[A run of records]
/---

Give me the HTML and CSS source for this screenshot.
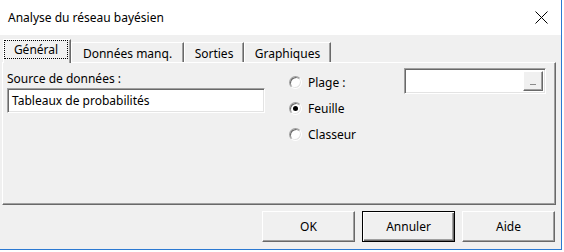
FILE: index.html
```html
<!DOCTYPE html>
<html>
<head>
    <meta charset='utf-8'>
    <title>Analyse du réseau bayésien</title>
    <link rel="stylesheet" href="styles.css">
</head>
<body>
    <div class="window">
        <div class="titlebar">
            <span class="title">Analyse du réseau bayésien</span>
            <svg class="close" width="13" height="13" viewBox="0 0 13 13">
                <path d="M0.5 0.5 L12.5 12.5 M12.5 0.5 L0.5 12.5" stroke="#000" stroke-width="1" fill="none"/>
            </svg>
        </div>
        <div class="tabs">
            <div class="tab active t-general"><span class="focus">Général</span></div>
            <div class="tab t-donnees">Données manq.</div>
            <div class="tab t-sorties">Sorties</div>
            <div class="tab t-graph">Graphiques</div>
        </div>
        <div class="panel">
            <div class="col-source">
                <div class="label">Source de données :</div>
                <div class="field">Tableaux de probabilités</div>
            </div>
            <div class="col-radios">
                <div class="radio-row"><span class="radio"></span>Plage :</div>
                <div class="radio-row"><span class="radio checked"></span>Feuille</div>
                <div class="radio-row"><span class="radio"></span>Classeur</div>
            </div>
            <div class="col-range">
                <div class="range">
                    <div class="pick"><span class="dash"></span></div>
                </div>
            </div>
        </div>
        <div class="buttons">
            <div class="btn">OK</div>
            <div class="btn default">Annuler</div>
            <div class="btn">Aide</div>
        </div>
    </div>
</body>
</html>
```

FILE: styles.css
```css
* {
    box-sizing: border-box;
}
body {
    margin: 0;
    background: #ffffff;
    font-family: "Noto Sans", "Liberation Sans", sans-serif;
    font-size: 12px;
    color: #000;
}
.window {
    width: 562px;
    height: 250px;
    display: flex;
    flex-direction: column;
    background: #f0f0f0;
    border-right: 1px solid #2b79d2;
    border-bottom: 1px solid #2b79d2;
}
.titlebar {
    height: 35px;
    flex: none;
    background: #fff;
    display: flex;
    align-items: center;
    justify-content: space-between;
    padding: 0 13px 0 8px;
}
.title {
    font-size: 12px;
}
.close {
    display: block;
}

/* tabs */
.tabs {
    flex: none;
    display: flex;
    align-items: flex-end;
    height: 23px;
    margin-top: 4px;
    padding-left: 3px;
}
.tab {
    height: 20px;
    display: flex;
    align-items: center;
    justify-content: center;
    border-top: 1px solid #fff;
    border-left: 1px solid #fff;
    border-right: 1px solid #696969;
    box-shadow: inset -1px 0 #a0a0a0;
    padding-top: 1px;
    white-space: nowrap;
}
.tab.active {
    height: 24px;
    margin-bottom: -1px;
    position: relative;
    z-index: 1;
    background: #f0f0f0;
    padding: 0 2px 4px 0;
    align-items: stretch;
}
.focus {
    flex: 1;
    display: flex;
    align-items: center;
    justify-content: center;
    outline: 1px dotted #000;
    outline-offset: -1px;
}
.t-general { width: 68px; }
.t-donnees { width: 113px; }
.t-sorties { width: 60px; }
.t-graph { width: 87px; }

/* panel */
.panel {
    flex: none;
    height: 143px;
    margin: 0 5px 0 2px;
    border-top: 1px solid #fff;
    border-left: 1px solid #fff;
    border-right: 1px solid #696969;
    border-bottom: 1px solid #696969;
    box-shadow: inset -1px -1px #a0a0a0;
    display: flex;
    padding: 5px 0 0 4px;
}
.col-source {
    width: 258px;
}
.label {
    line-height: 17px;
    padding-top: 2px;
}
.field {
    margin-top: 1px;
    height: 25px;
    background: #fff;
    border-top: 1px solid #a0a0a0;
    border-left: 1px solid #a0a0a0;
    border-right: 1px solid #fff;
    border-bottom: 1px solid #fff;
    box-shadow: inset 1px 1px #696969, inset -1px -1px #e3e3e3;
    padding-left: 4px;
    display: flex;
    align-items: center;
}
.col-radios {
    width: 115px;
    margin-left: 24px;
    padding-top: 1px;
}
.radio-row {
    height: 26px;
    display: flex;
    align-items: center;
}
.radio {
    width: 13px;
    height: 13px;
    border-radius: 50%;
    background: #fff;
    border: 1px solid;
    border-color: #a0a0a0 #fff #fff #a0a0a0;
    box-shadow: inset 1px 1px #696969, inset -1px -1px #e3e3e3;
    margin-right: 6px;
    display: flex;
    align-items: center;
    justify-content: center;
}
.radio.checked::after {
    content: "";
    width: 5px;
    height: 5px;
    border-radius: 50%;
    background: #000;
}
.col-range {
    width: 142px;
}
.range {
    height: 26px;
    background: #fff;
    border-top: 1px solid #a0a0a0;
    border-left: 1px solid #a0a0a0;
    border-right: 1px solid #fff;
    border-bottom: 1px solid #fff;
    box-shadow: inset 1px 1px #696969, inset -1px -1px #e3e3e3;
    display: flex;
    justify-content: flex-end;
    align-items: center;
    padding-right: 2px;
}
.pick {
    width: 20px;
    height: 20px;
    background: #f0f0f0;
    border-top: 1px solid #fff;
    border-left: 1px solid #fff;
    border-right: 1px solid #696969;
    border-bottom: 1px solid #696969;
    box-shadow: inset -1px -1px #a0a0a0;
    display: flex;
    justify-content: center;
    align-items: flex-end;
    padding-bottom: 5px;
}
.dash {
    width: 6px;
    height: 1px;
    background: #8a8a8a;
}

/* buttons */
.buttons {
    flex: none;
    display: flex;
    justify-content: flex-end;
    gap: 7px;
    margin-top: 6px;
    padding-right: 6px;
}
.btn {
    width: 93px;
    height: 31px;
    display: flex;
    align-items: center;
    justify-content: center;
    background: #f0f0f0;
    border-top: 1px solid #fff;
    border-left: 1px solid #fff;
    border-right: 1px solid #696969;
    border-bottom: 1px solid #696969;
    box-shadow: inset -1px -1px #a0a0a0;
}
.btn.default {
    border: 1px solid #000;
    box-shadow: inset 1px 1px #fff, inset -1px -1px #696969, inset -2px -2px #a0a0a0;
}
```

\---
/---

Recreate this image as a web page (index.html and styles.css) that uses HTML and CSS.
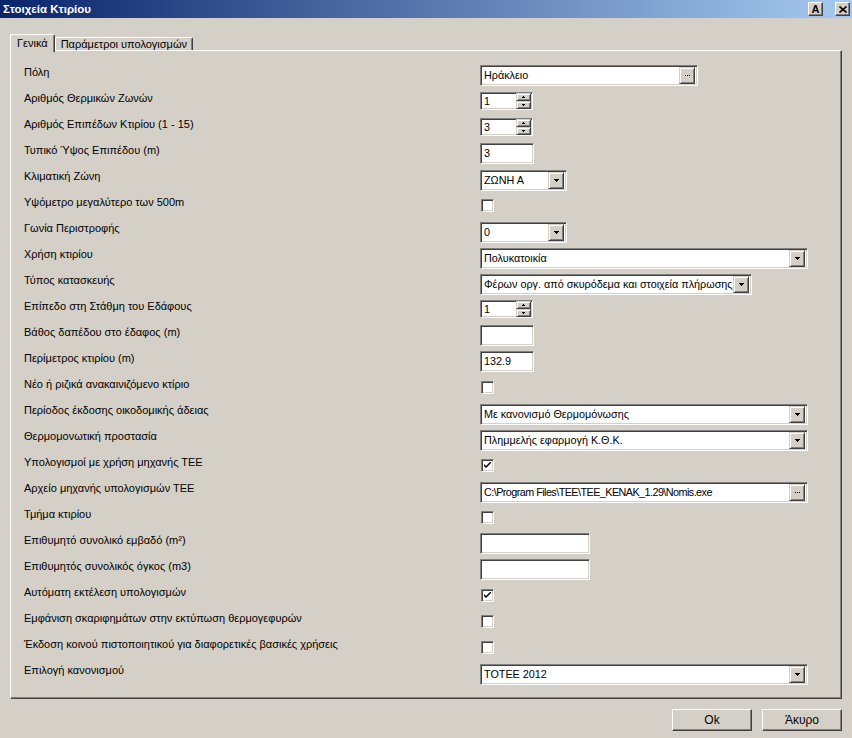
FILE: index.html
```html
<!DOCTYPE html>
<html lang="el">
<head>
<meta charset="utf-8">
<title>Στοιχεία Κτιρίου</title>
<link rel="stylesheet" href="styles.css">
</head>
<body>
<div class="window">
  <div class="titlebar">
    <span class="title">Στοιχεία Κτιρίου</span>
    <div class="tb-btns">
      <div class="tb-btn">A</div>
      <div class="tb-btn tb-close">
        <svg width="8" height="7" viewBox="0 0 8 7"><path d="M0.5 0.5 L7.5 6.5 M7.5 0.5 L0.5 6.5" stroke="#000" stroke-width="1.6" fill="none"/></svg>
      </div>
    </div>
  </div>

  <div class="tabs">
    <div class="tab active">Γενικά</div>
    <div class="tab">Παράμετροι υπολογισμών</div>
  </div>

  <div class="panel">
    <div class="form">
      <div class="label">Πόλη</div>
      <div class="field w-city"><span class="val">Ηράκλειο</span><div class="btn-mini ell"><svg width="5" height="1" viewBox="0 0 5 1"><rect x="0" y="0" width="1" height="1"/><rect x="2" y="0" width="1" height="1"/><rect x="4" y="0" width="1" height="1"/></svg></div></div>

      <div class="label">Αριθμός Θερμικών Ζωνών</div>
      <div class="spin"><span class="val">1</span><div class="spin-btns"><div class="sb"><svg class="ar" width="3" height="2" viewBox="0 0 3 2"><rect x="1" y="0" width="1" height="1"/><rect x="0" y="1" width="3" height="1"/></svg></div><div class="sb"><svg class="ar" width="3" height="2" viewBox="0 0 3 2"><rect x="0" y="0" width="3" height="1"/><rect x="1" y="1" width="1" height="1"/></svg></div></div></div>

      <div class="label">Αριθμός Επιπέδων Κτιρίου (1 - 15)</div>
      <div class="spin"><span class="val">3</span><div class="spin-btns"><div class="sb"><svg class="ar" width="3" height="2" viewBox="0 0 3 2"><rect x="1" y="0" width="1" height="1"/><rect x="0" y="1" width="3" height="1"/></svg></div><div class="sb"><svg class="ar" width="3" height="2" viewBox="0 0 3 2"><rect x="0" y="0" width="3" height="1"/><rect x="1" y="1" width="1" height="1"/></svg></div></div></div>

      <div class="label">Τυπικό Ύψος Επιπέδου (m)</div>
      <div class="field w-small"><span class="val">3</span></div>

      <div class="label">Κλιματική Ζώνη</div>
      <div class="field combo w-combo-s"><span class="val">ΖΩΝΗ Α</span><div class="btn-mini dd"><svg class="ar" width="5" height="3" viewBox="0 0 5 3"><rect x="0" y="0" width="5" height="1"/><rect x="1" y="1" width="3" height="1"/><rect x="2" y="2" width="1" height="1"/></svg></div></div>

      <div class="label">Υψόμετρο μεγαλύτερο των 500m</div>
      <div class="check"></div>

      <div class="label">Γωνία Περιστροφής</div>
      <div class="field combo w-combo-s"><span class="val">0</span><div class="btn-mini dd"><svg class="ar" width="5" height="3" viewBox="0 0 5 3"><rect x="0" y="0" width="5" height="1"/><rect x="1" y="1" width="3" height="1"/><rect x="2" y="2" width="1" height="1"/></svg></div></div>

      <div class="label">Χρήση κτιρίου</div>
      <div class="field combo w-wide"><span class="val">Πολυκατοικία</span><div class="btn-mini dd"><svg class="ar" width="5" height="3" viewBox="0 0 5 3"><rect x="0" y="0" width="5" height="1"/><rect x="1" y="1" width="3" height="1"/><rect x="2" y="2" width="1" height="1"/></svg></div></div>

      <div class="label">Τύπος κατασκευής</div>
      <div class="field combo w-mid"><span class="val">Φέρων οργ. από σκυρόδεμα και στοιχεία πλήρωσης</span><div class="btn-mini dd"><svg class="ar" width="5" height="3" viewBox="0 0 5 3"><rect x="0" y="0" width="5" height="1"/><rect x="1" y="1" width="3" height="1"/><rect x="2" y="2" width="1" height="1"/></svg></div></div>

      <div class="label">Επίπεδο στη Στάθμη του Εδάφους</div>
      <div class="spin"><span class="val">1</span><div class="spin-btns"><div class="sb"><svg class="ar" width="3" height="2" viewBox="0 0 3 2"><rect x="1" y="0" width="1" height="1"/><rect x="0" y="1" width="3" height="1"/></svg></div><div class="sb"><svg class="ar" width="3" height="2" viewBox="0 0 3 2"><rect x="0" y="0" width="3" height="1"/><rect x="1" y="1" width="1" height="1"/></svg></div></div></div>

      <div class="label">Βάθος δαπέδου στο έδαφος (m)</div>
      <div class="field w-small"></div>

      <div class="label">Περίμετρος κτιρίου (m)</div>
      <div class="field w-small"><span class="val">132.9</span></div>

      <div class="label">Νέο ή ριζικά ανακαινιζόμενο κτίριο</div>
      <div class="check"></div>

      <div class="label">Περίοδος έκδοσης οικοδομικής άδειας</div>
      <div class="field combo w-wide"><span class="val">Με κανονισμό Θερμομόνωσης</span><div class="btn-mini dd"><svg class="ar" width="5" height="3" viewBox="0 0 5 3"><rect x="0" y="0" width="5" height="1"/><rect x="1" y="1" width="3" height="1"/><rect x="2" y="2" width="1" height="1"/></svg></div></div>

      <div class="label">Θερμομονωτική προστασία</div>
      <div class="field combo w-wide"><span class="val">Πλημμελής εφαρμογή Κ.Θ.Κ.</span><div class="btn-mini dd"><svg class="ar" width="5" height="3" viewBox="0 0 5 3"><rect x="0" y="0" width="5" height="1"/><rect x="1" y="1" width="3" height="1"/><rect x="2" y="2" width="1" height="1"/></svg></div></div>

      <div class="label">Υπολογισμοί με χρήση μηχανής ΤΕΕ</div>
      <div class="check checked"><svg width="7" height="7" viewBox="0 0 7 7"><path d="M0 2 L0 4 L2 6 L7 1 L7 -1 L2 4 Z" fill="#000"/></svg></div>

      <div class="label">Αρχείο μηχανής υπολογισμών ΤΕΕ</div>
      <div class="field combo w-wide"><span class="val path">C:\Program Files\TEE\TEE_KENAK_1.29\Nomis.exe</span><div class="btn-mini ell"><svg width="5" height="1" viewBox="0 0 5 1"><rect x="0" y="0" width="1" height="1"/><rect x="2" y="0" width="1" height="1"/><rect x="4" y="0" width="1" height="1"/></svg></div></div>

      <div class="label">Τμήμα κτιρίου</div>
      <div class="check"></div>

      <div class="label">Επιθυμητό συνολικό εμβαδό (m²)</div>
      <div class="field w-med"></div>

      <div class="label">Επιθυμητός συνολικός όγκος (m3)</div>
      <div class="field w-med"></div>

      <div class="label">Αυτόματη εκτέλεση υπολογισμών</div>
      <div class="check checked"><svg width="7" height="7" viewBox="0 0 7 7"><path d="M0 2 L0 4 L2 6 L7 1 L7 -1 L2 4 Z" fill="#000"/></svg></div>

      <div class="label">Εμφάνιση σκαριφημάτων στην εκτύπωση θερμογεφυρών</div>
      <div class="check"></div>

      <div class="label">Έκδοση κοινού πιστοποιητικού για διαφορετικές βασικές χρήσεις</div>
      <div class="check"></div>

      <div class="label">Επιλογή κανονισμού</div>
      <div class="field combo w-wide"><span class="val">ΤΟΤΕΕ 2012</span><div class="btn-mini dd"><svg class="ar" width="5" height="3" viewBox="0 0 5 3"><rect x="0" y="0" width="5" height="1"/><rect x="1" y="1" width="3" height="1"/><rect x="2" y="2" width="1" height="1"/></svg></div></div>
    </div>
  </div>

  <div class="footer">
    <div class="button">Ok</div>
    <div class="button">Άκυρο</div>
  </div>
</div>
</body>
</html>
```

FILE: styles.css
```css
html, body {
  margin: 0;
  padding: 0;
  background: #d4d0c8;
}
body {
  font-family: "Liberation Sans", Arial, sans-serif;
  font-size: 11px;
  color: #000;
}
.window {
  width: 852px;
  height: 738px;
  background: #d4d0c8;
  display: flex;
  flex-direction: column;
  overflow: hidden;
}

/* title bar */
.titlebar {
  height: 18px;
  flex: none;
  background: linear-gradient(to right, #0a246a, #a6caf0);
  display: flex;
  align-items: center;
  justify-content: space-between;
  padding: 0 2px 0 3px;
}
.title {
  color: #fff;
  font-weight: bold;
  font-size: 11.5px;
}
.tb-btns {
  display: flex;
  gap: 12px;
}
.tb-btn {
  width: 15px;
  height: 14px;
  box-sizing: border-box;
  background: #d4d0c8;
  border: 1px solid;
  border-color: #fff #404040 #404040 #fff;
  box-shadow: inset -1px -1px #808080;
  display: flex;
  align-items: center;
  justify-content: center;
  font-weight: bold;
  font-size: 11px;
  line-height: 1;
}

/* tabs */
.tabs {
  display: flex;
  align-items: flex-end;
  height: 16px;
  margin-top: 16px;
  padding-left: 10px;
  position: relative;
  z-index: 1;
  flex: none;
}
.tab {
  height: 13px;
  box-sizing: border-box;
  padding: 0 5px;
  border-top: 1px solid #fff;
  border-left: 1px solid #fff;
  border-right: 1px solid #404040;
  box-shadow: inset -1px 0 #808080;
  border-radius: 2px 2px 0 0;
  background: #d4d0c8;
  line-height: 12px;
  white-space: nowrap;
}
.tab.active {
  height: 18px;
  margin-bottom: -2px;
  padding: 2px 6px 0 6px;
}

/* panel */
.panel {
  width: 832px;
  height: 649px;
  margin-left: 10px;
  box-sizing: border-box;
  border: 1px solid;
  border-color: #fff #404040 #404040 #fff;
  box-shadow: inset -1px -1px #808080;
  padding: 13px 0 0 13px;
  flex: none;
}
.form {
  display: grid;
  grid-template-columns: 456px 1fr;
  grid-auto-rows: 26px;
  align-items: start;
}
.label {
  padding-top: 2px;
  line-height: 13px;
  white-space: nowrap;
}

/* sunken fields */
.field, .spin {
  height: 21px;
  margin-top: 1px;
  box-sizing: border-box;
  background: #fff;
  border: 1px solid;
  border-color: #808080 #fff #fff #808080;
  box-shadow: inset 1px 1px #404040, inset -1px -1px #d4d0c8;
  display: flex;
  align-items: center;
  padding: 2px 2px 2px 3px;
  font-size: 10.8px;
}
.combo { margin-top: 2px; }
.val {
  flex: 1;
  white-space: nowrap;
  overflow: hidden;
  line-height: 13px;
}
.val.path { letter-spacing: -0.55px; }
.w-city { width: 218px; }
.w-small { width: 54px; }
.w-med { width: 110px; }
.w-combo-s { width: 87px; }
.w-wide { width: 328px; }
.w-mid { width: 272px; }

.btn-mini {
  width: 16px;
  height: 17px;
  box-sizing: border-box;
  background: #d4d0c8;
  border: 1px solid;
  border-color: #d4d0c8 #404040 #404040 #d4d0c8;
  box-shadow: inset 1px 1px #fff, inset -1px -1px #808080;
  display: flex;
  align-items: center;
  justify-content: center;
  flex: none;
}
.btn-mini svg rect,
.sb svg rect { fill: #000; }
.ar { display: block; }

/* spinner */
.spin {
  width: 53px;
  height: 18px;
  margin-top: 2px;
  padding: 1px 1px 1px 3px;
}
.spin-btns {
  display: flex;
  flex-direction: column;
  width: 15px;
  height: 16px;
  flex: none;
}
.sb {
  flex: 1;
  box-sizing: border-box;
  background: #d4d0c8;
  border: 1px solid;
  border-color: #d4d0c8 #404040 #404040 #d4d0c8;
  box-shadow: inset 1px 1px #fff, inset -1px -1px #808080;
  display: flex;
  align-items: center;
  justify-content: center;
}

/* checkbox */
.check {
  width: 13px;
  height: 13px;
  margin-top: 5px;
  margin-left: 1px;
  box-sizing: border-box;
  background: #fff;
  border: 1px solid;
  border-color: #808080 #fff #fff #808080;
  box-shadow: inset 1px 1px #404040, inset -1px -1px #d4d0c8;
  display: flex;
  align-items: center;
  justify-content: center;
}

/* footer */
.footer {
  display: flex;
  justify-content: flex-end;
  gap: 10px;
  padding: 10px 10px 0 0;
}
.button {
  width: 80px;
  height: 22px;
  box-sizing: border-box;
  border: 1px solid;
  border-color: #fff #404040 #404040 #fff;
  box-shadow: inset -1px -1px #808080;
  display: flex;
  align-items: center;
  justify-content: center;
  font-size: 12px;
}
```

\---

### What to work on
Lines in the records that hold the word "styles" are to be counted; give only the total.

### Result below
5